◆ **WORK REQUIRED**: Reproduce the data exactly and drop any pictures it holds.

◆ **PROVIDED DATA**:
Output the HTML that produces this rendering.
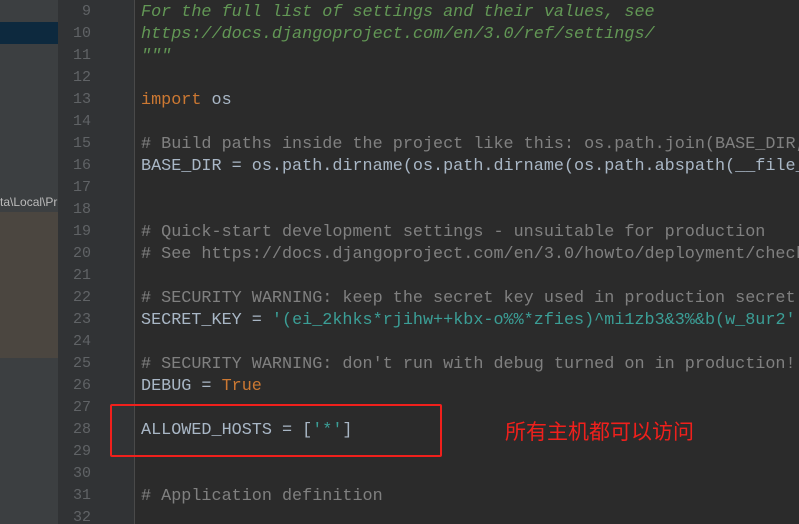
<!DOCTYPE html><html><head><meta charset="utf-8"><style>
html,body{margin:0;width:799px;height:524px;overflow:hidden}
body{background:#2b2b2b;position:relative;font-family:"Liberation Mono",monospace}
.left{position:absolute;left:0;top:0;width:58px;height:524px;background:#3c3f41}
.sel{position:absolute;left:0;top:22px;width:58px;height:22px;background:#0d293e}
.brown{position:absolute;left:0;top:212px;width:58px;height:146px;background:#4b4640}
.path{position:absolute;left:0;top:195px;font:12px "Liberation Sans",sans-serif;color:#bbb;white-space:nowrap;width:58px;overflow:hidden}
.gut{position:absolute;left:58px;top:0;width:77px;height:524px;background:#313335}
.fold{position:absolute;left:134px;top:0;width:1px;height:524px;background:#4a4a4a}
.ln{position:absolute;left:58px;top:1px;width:33px;text-align:right;color:#606366;font-size:15px;line-height:22px}
.wrap{position:absolute;left:141px;top:2px;width:658px;height:522px;overflow:hidden}
.code{font-size:16.8px;line-height:22px;color:#a9b7c6;white-space:pre}
.c{color:#808080}.d{color:#629755;font-style:italic}.k{color:#cc7832}.s{color:#3b9e96}
.box{position:absolute;left:110px;top:404px;width:328px;height:49px;border:2px solid #f0201c;border-radius:2px}
.cn{position:absolute;left:505px;top:416px;color:#f0201c;font:21px "Liberation Sans","Noto Sans CJK SC",sans-serif}
</style></head><body>
<div class="left"></div><div class="sel"></div><div class="brown"></div><div class="path">ta\Local\Pr</div>
<div class="gut"></div><div class="fold"></div>
<div class="ln">9<br>10<br>11<br>12<br>13<br>14<br>15<br>16<br>17<br>18<br>19<br>20<br>21<br>22<br>23<br>24<br>25<br>26<br>27<br>28<br>29<br>30<br>31<br>32</div>
<div class="wrap"><div class="code"><span class="d">For the full list of settings and their values, see
https://docs.djangoproject.com/en/3.0/ref/settings/
"""</span>

<span class="k">import</span> os

<span class="c"># Build paths inside the project like this: os.path.join(BASE_DIR, ...)</span>
BASE_DIR = os.path.dirname(os.path.dirname(os.path.abspath(__file__)))


<span class="c"># Quick-start development settings - unsuitable for production</span>
<span class="c"># See https://docs.djangoproject.com/en/3.0/howto/deployment/checklist/</span>

<span class="c"># SECURITY WARNING: keep the secret key used in production secret!</span>
SECRET_KEY = <span class="s">'(ei_2khks*rjihw++kbx-o%%*zfies)^mi1zb3&amp;3%&amp;b(w_8ur2'</span>

<span class="c"># SECURITY WARNING: don't run with debug turned on in production!</span>
DEBUG = <span class="k">True</span>

ALLOWED_HOSTS = [<span class="s">'*'</span>]


<span class="c"># Application definition</span>
</div></div>
<div class="box"></div>
<div class="cn">所有主机都可以访问</div>
</body></html>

◆ **REPLY TO THE EXERCISE**:
Output the HTML that produces this rendering.
<!DOCTYPE html><html><head><meta charset="utf-8"><style>
html,body{margin:0;width:799px;height:524px;overflow:hidden}
body{background:#2b2b2b;position:relative;font-family:"Liberation Mono",monospace}
.left{position:absolute;left:0;top:0;width:58px;height:524px;background:#3c3f41}
.sel{position:absolute;left:0;top:22px;width:58px;height:22px;background:#0d293e}
.brown{position:absolute;left:0;top:212px;width:58px;height:146px;background:#4b4640}
.path{position:absolute;left:0;top:195px;font:12px "Liberation Sans",sans-serif;color:#bbb;white-space:nowrap;width:58px;overflow:hidden}
.gut{position:absolute;left:58px;top:0;width:77px;height:524px;background:#313335}
.fold{position:absolute;left:134px;top:0;width:1px;height:524px;background:#4a4a4a}
.ln{position:absolute;left:58px;top:1px;width:33px;text-align:right;color:#606366;font-size:15px;line-height:22px}
.wrap{position:absolute;left:141px;top:2px;width:658px;height:522px;overflow:hidden}
.code{font-size:16.8px;line-height:22px;color:#a9b7c6;white-space:pre}
.c{color:#808080}.d{color:#629755;font-style:italic}.k{color:#cc7832}.s{color:#3b9e96}
.box{position:absolute;left:110px;top:404px;width:328px;height:49px;border:2px solid #f0201c;border-radius:2px}
.cn{position:absolute;left:505px;top:416px;color:#f0201c;font:21px "Liberation Sans","Noto Sans CJK SC",sans-serif}
</style></head><body>
<div class="left"></div><div class="sel"></div><div class="brown"></div><div class="path">ta\Local\Pr</div>
<div class="gut"></div><div class="fold"></div>
<div class="ln">9<br>10<br>11<br>12<br>13<br>14<br>15<br>16<br>17<br>18<br>19<br>20<br>21<br>22<br>23<br>24<br>25<br>26<br>27<br>28<br>29<br>30<br>31<br>32</div>
<div class="wrap"><div class="code"><span class="d">For the full list of settings and their values, see
https://docs.djangoproject.com/en/3.0/ref/settings/
"""</span>

<span class="k">import</span> os

<span class="c"># Build paths inside the project like this: os.path.join(BASE_DIR, ...)</span>
BASE_DIR = os.path.dirname(os.path.dirname(os.path.abspath(__file__)))


<span class="c"># Quick-start development settings - unsuitable for production</span>
<span class="c"># See https://docs.djangoproject.com/en/3.0/howto/deployment/checklist/</span>

<span class="c"># SECURITY WARNING: keep the secret key used in production secret!</span>
SECRET_KEY = <span class="s">'(ei_2khks*rjihw++kbx-o%%*zfies)^mi1zb3&amp;3%&amp;b(w_8ur2'</span>

<span class="c"># SECURITY WARNING: don't run with debug turned on in production!</span>
DEBUG = <span class="k">True</span>

ALLOWED_HOSTS = [<span class="s">'*'</span>]


<span class="c"># Application definition</span>
</div></div>
<div class="box"></div>
<div class="cn">所有主机都可以访问</div>
</body></html>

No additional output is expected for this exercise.